The tyre industry is heavily dependent on natural rubber and crude-oil based raw materials like tyre cord fabric, carbon black and synthetic rubber.
 
"Rising input costs means the industry will now have no option but to pass this (increase in input costs) on in the form of price increase to our customers," Neeraj Kanwar, chief operating officer, Apollo Tyres said.
 
Over the past year, high prices of natural rubber and crude oil have posed an enormous challenge for the tyre industry. Raw material prices have particularly seen a surge since January.
 
Tyre manufacturers also expressed apprehensions over the cheap, unwarranted tyre import from China.
 
Import duty on natural rubber is 20 per cent. However, the duty on imported finished tyres from China is only 10 per cent, said Raghupati Singhania, vice-chairman and managing director, JK Industries.
 
"We are amazed by the fact that while natural rubber is being exported; cheap finished products are being dumped by China.
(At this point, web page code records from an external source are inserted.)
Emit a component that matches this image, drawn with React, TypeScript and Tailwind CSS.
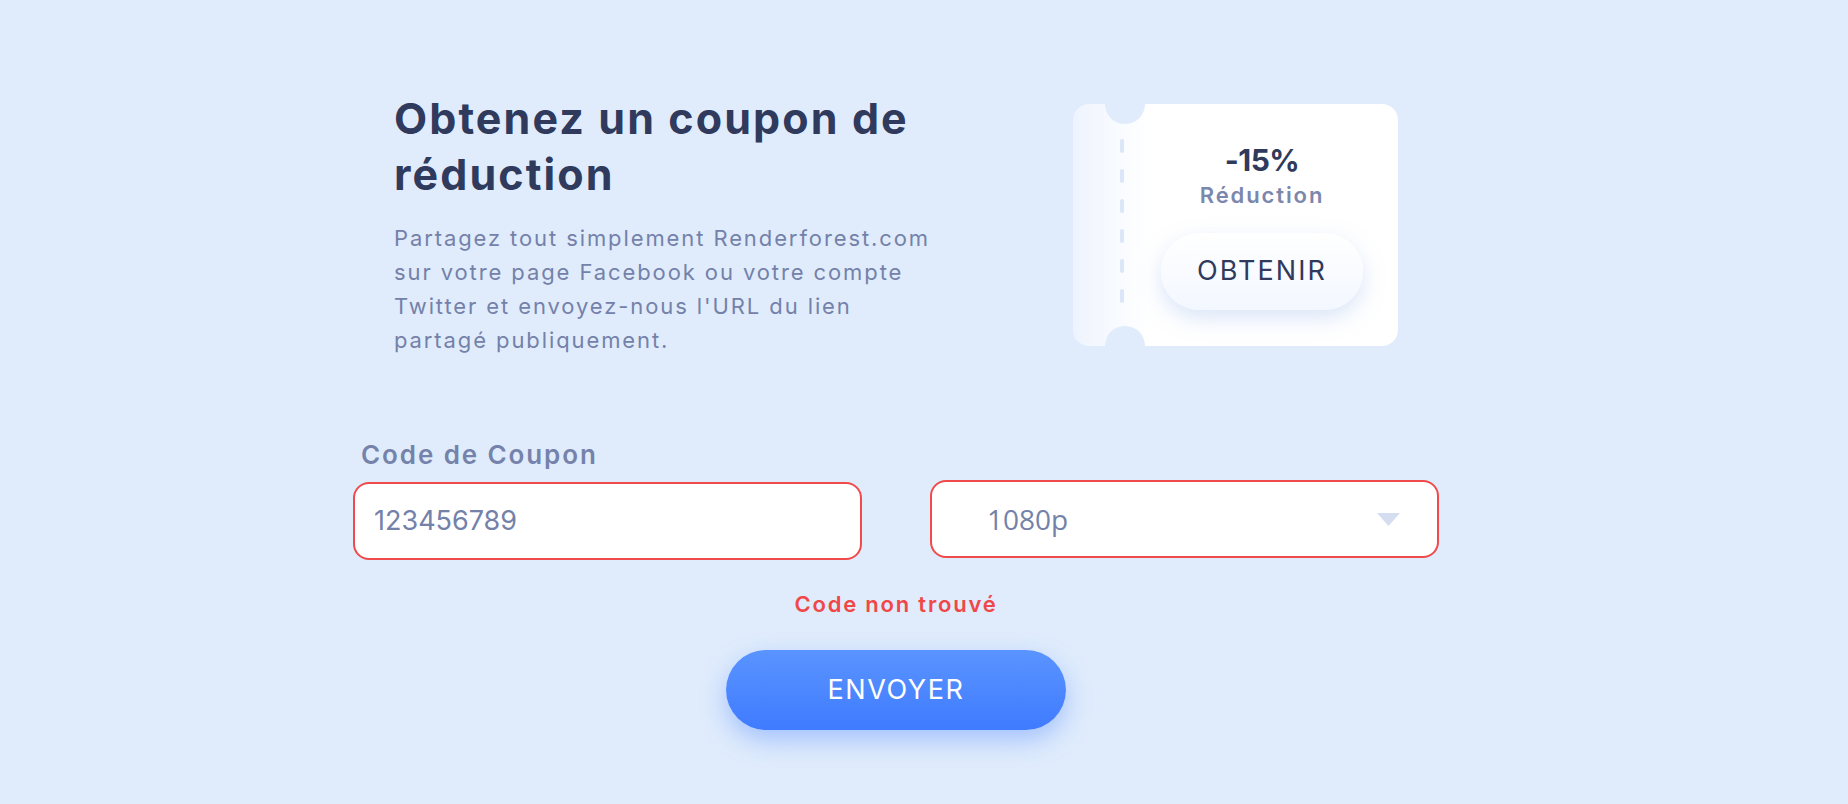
import React from "react";

export default function App() {
  const font = { fontFamily: "Inter, 'Noto Sans', sans-serif" };
  return (
    <div className="min-h-[804px] w-full bg-[#e0ecfc]" style={font}>
      <div className="flex justify-center pr-[56px]">
        <div className="w-[1086px] pt-[90px]">
          {/* top section */}
          <div className="flex items-start justify-between pl-[41px] pr-[41px]">
            <div>
              <h1 className="text-[43px] leading-[56px] font-bold text-[#2f3a5c] whitespace-nowrap tracking-[2.1px]">
                Obtenez un coupon de
                <br />
                réduction
              </h1>
              <p className="mt-[19px] text-[22px] leading-[34px] text-[#7481a9] whitespace-nowrap tracking-[1.9px]">
                Partagez tout simplement Renderforest.com
                <br />
                sur votre page Facebook ou votre compte
                <br />
                Twitter et envoyez-nous l'URL du lien
                <br />
                partagé publiquement.
              </p>
            </div>
            <div className="relative mt-[14px] flex h-[242px] w-[325px] rounded-[16px] bg-[linear-gradient(to_right,#eef4fe_0px,#ffffff_75px)]">
              <div className="absolute left-[32px] top-[-20px] h-[40px] w-[40px] rounded-full bg-[#e0ecfc]" />
              <div className="absolute left-[32px] bottom-[-20px] h-[40px] w-[40px] rounded-full bg-[#e0ecfc]" />
              <div className="w-[53px] shrink-0 flex justify-end">
                <div className="mt-[35px] mr-[2px] flex flex-col gap-[16px]">
                  {[0, 1, 2, 3, 4, 5].map((i) => (
                    <div key={i} className="h-[14px] w-[4px] rounded-full bg-[#dbe6f8]" />
                  ))}
                </div>
              </div>
              <div className="flex flex-1 flex-col items-center pt-[38px]">
                <div className="text-[30px] leading-[36px] font-bold text-[#2f3a5c] tracking-[-0.5px]">-15%</div>
                <div className="mt-[3px] text-[22px] leading-[28px] font-semibold text-[#7b87ad] tracking-[1.9px]">Réduction</div>
                <button className="mt-[24px] flex h-[77px] w-[202px] items-center justify-center rounded-full bg-[linear-gradient(to_bottom,#ffffff,#f3f7ff)] text-[27px] text-[#2f3a5c] tracking-[2.1px] shadow-[0_8px_22px_rgba(150,180,235,0.35)]">
                  OBTENIR
                </button>
              </div>
            </div>
          </div>

          {/* form */}
          <div className="mt-[83px]">
            <div className="pl-[8px] text-[26px] leading-[30px] font-semibold text-[#7583ab] tracking-[1.9px]">Code de Coupon</div>
            <div className="mt-[10px] flex items-start justify-between">
              <div className="mt-[2px] flex h-[78px] w-[509px] items-center rounded-[16px] border-2 border-[#f04a4a] bg-white pl-[19px] text-[27px] text-[#7481a9]">
                123456789
              </div>
              <div className="flex h-[78px] w-[509px] items-center justify-between rounded-[16px] border-2 border-[#f04a4a] bg-white pl-[55px] pr-[37px]">
                <span className="text-[28px] text-[#7481a9]" style={{ fontFamily: "'Open Sans', sans-serif" }}>1080p</span>
                <svg width="23" height="13" viewBox="0 0 23 13">
                  <path d="M0 0 L23 0 L11.5 13 Z" fill="#d5def0" />
                </svg>
              </div>
            </div>
            <div className="mt-[31px] text-center text-[22px] leading-[26px] font-semibold text-[#f04848] tracking-[1.8px]">
              Code non trouvé
            </div>
            <div className="mt-[33px] flex justify-center">
              <button className="flex h-[80px] w-[340px] items-center justify-center rounded-full bg-[linear-gradient(to_bottom,#5a94ff,#3f7bff)] text-[27px] text-white tracking-[1.6px] shadow-[0_10px_26px_rgba(70,130,255,0.4)]">
                ENVOYER
              </button>
            </div>
          </div>
        </div>
      </div>
    </div>
  );
}
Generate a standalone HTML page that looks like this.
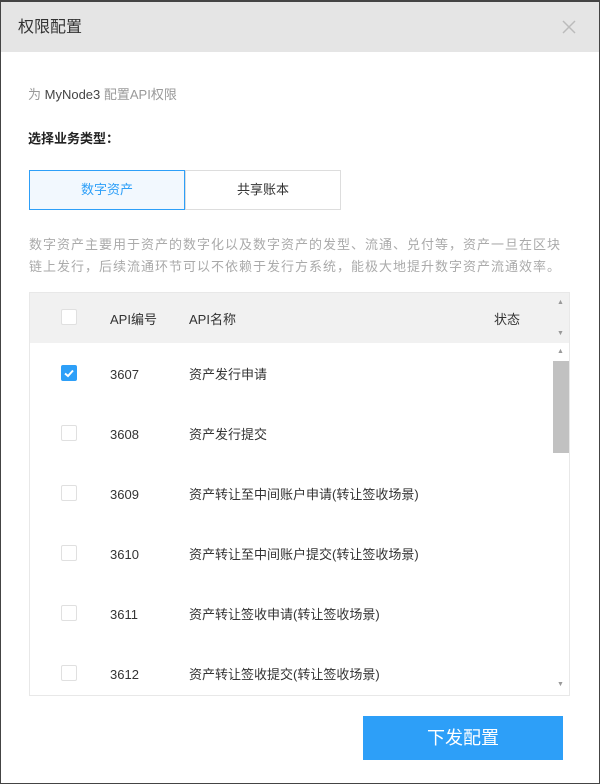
<!DOCTYPE html>
<html><head><meta charset="utf-8"><style>
*{margin:0;padding:0;box-sizing:border-box}
body{width:600px;height:784px;background:#fff;font-family:"Liberation Sans","Noto Sans CJK SC",sans-serif;position:relative;overflow:hidden;border:1px solid #444;border-top:2px solid #444}
.hd{position:absolute;left:0;top:0;width:598px;height:50px;background:#e5e5e5}
.hd .t{position:absolute;left:17px;top:16px;font-size:16px;line-height:20px;color:#333}
.hd svg{position:absolute;left:561px;top:18px}
.a{position:absolute;font-size:13px;line-height:16px}
.tab{position:absolute;top:168px;height:40px;width:156px;text-align:center;line-height:38px;font-size:13px;border:1px solid #ddd}
.tbl{position:absolute;left:28px;top:290px;width:541px;height:404px;border:1px solid #e8e8e8;overflow:hidden}
.th{position:absolute;left:0;top:0;width:539px;height:50px;background:#f1f1f1}
.cb{position:absolute;left:31px;width:16px;height:16px;border:1px solid #e0e0e0;background:#fff;border-radius:2px}
.c{position:absolute;font-size:13px;line-height:16px;color:#333}
.sb{position:absolute;left:523px;top:68px;width:16px;height:92px;background:#c1c1c1}
.ar{position:absolute;left:527px;font-size:7px;color:#999}
.btn{position:absolute;left:362px;top:714px;width:200px;height:44px;background:#2d9ff8;color:#fff;font-size:18px;text-align:center;line-height:44px}
</style></head><body>
<div class="hd"><div class="t">权限配置</div><svg width="14" height="14" viewBox="0 0 14 14"><path d="M1 1L13 13M13 1L1 13" stroke="#bbb" stroke-width="1.5"/></svg></div>
<div class="a" style="left:27px;top:85px;color:#999">为 <span style="color:#444">MyNode3</span> 配置API权限</div>
<div class="a" style="left:27px;top:129px;color:#222;font-weight:bold">选择业务类型：</div>
<div class="tab" style="left:28px;border-color:#2d9ff8;background:#f2f8fe;color:#2d9ff8">数字资产</div>
<div class="tab" style="left:184px;color:#333">共享账本</div>
<div class="a" style="left:28px;top:232px;width:560px;color:#aaa;line-height:22px;font-size:13px;letter-spacing:1px">数字资产主要用于资产的数字化以及数字资产的发型、流通、兑付等，资产一旦在区块<br>链上发行，后续流通环节可以不依赖于发行方系统，能极大地提升数字资产流通效率。</div>
<div class="tbl">
<div class="th"></div>
<div class="cb" style="top:16px"></div>
<div class="c" style="left:80px;top:19px">API编号</div>
<div class="c" style="left:159px;top:19px">API名称</div>
<div class="c" style="left:464px;top:19px">状态</div>
<div class="ar" style="top:6px">▲</div><div class="ar" style="top:37px">▼</div>
<div class="ar" style="top:55px">▲</div><div class="sb"></div><div class="ar" style="top:388px">▼</div>
<div class="cb" style="top:72px;background:#2d9ff8;border-color:#2d9ff8"><svg width="14" height="14" viewBox="0 0 14 14" style="position:absolute;left:0;top:0"><path d="M3 7.5L6 10L11 4.5" stroke="#fff" stroke-width="2" fill="none"/></svg></div>
<div class="c" style="left:80px;top:74px">3607</div><div class="c" style="left:159px;top:74px">资产发行申请</div>
<div class="cb" style="top:132px"></div><div class="c" style="left:80px;top:134px">3608</div><div class="c" style="left:159px;top:134px">资产发行提交</div>
<div class="cb" style="top:192px"></div><div class="c" style="left:80px;top:194px">3609</div><div class="c" style="left:159px;top:194px">资产转让至中间账户申请(转让签收场景)</div>
<div class="cb" style="top:252px"></div><div class="c" style="left:80px;top:254px">3610</div><div class="c" style="left:159px;top:254px">资产转让至中间账户提交(转让签收场景)</div>
<div class="cb" style="top:312px"></div><div class="c" style="left:80px;top:314px">3611</div><div class="c" style="left:159px;top:314px">资产转让签收申请(转让签收场景)</div>
<div class="cb" style="top:372px"></div><div class="c" style="left:80px;top:374px">3612</div><div class="c" style="left:159px;top:374px">资产转让签收提交(转让签收场景)</div>
</div>
<div class="btn">下发配置</div>
</body></html>
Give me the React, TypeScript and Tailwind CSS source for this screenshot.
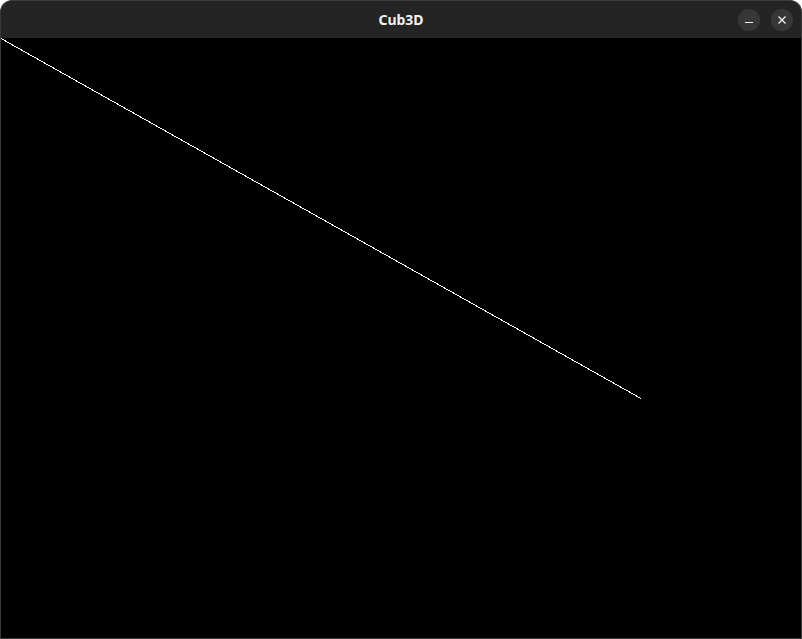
import React from "react";

export default function App() {
  return (
    <div className="w-[802px] h-[639px] bg-white">
      <div className="w-[802px] h-[639px] flex flex-col rounded-t-[12px] overflow-hidden bg-[#242424] border border-t-[#3c3c3c] border-x-[#3a3a3a] border-b-[#3a3a3a]">
        <div className="h-[37px] shrink-0 relative flex items-center justify-center">
          <span className="text-[14px] font-bold text-[#f2f2f2] leading-none" style={{ fontFamily: '"Noto Sans", "Open Sans", sans-serif' }}>
            Cub3D
          </span>
          <div className="absolute right-[8px] top-[8px] flex gap-[11px]">
            <div className="w-[22px] h-[22px] rounded-full bg-[#373737] flex items-center justify-center">
              <svg width="10" height="10" viewBox="0 0 10 10">
                <rect x="1" y="7" width="8" height="1" fill="#f2f2f2" />
              </svg>
            </div>
            <div className="w-[22px] h-[22px] rounded-full bg-[#373737] flex items-center justify-center">
              <svg width="10" height="10" viewBox="0 0 10 10">
                <path d="M1.5 1.5 L8.5 8.5 M8.5 1.5 L1.5 8.5" stroke="#f2f2f2" strokeWidth="1.3" />
              </svg>
            </div>
          </div>
        </div>
        <div className="w-[800px] h-[600px] bg-black">
          <svg width="800" height="600" viewBox="0 0 800 600" className="block" shapeRendering="crispEdges">
            <line x1="0" y1="0.5" x2="640" y2="360.5" stroke="#ffffff" strokeWidth="1" />
          </svg>
        </div>
      </div>
    </div>
  );
}
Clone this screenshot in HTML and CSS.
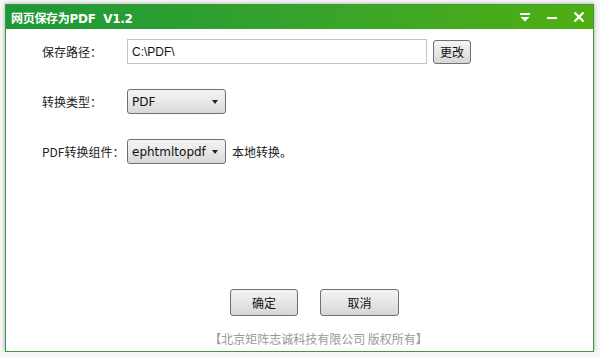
FILE: index.html
```html
<!DOCTYPE html>
<html lang="zh-CN">

<head>
    <meta charset="UTF-8">
    <title>网页保存为PDF V1.2</title>
    <link rel="stylesheet" href="styles.css">
</head>

<body>

    <div class="window">
        <div class="titlebar">
            <span class="title">网页保存为PDF&nbsp;&nbsp;V1.2</span>
            <div class="controls">
                <svg class="ctl" width="12" height="10" viewBox="0 0 12 10">
                    <rect x="1" y="1" width="10" height="2" fill="#fff"/>
                    <polygon points="1.5,5 10.5,5 6,9.5" fill="#fff"/>
                </svg>
                <svg class="ctl" width="12" height="10" viewBox="0 0 12 10">
                    <rect x="1" y="5" width="10" height="2" fill="#fff"/>
                </svg>
                <svg class="ctl" width="12" height="10" viewBox="0 0 12 10">
                    <path d="M1.5 0.5 L10.5 9.5 M10.5 0.5 L1.5 9.5" stroke="#fff" stroke-width="2.2"/>
                </svg>
            </div>
        </div>

        <div class="content">
            <div class="row">
                <label>保存路径：</label>
                <input type="text" class="path" value="C:\PDF\">
                <button class="btn small">更改</button>
            </div>
            <div class="row">
                <label>转换类型：</label>
                <div class="select"><span>PDF</span><span class="arrow"></span></div>
            </div>
            <div class="row">
                <label>PDF转换组件：</label>
                <div class="select"><span>ephtmltopdf</span><span class="arrow"></span></div>
                <span class="note">本地转换。</span>
            </div>
        </div>

        <div class="actions">
            <button class="btn ok">确定</button>
            <button class="btn cancel">取消</button>
        </div>
        <div class="footer">【北京矩阵志诚科技有限公司 版权所有】</div>
    </div>

</body>

</html>
```

FILE: styles.css
```css
body {
    margin: 0;
    background-color: #f7f7f7;
    font-family: "Noto Sans CJK SC", "Noto Sans", sans-serif;
    font-size: 12px;
    color: #222;
}

.window {
    margin: 4px 0 0 5px;
    width: 587px;
    height: 346px;
    background-color: #fff;
    border: 1px solid #3c9a3a;
    box-shadow: 0 0 4px rgba(0, 0, 0, 0.35);
    display: flex;
    flex-direction: column;
}

.titlebar {
    height: 24px;
    background: linear-gradient(to right, #1d9838, #36a32c 50%, #4fae12);
    display: flex;
    align-items: center;
    justify-content: space-between;
    padding: 0 8px 0 5px;
    color: #fff;
}

.title {
    font-family: "DejaVu Sans", "Noto Sans CJK SC", sans-serif;
    font-size: 12px;
    font-weight: bold;
    letter-spacing: -0.3px;
}

.controls {
    display: flex;
    gap: 15px;
    align-items: center;
}

.content {
    padding: 10px 0 0 36px;
    display: flex;
    flex-direction: column;
    gap: 25px;
}

.row {
    display: flex;
    align-items: center;
    height: 25px;
}

.row label {
    width: 85px;
    color: #222;
}

.path {
    width: 290px;
    height: 23px;
    padding: 0 4px;
    margin: 0;
    border: 1px solid #c4c4c4;
    font-family: "Liberation Sans", sans-serif;
    font-size: 12px;
    color: #111;
    outline: none;
}

.btn {
    font-family: "Noto Sans CJK SC", sans-serif;
    font-size: 12px;
    color: #111;
    border: 1px solid #707070;
    border-radius: 3px;
    background: linear-gradient(to bottom, #f4f4f4, #e6e6e6 50%, #d6d6d6);
    padding: 0;
    cursor: pointer;
}

.btn.small {
    margin-left: 6px;
    width: 38px;
    height: 24px;
}

.select {
    box-sizing: border-box;
    width: 99px;
    height: 25px;
    border: 1px solid #707070;
    border-radius: 3px;
    background: linear-gradient(to bottom, #f4f4f4, #e8e8e8 50%, #d8d8d8);
    display: flex;
    align-items: center;
    justify-content: space-between;
    padding: 0 7px 0 4px;
    font-family: "DejaVu Sans", sans-serif;
    font-size: 12px;
    color: #111;
}

.arrow {
    width: 0;
    height: 0;
    border-left: 3px solid transparent;
    border-right: 3px solid transparent;
    border-top: 4px solid #222;
}

.note {
    margin-left: 6px;
}

.actions {
    margin-top: auto;
    display: flex;
    justify-content: center;
    gap: 22px;
    padding-left: 30px;
}

.ok {
    width: 68px;
    height: 27px;
}

.cancel {
    width: 79px;
    height: 27px;
}

.footer {
    text-align: center;
    padding: 14px 0 4px 38px;
    color: #999;
    font-size: 12px;
}
```
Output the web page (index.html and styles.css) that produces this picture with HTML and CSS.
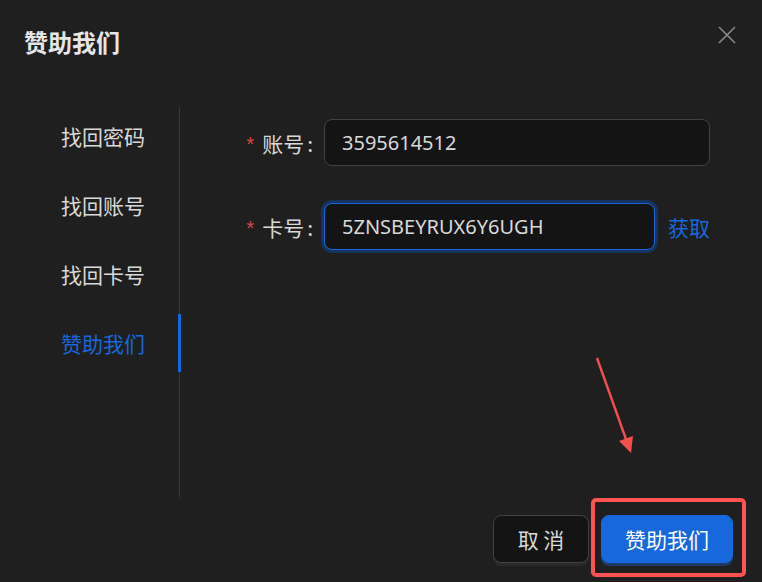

Imported tyres are flooding the Indian market. The issue needs to be looked into," he said.
 
Singhania said prices of natural rubber could rise further and put pressure on the margins of tyre companies.
 
According to traders, natural rubber is likely to see a price rise of about two rupees per kilogram in April.
 
"Profitability of tyre companies is being severely adversely affected. I think there is no other option but to raise prices," said Rumi Chhabra, managing director, Metro Tyres.